Whether the United States is where this “alt-right” movement — which brought to the country an unprecedented modern anti-Semitism — goes to die, or finds renewed life and vigor, will very much depend upon the success of the Trump presidency: however one might measure that. But it will also be determined by a number of key elections in Europe in the next twelve months, which pit populist choices against traditional liberal or conservative ones.

The electoral season begins on December 4 in Italy and Austria. Italy’s center-left Prime Minister Matteo Renzi has called a referendum on constitutional reforms that has turned into a verdict on his tenure in office. Should the reforms fail, Renzi has pledged to resign, a move that will surely only empower the renegade populist Five Star Movement, led by the buffoonish comedian Beppe Grillo. As David Cameron found out, if you’re stupid enough to call a referendum, you’re asking for a bloody nose.

In Austria, Norbert Hofer of the far-right Freedom Party of Austria and the Greens’ Alexander van der Bellen will recontest the second round of the presidential election. Van der Bellen narrowly won the race when it was first staged in May, but that success was challenged by Hofer and annulled by the courts over issues with postal voting. There is no guarantee that the initial result can be replicated or that the energy required to mobilize anti-populist voters can be summoned anew.

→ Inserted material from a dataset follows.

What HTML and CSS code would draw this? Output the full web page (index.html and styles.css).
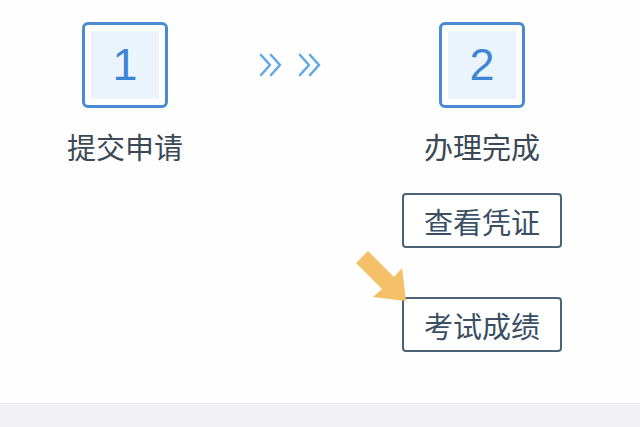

After Dutch parliamentary elections in March 2017, with Wilders’ Party for Freedom on the ballot, attention turns to France in April and May, when Le Pen and the National Front have their best shot at the presidency since 2002. The republican front — a marriage of convenience between left and right that has long kept the far right out of power — is crumbling. The left, in the form of the Socialist Party, are a spent force in French politics, with President François Hollande’s approval rating of 4% a record low.

If Nicolas Sarkozy wins the nomination of the right, meanwhile, and the final choice on the ballot paper in May is between him and Le Pen, the left might very well be inclined to simply stay home, handing power to the National Front by default. Alain Juppé is a potential candidate who could unite left and right, but it is terrifying to think that be the only thing standing between us and the collapse of the Fifth Republic and unraveling of the entire European project might be a slightly uninspiring 71-year-old former prime minister.

The final test for populism in Europe will come around October in Germany. Since the summer of 2015, the peak of Europe’s refugee crisis, Angela Merkel’s popularity has fallen as the anti-immigrant Alternative for Germany party has ascended, undermining the possibility of her forming another government with the Social Democrats. Merkel, with her pro-European values, kindness towards refugees, and skepticism towards Putin, would be the ultimate populist scalp.

Brexit was not the first western domino to fall, but Trump’s election is a massive wrecking ball heading towards six months of European election dominoes. European governance as we know it may not survive its effects.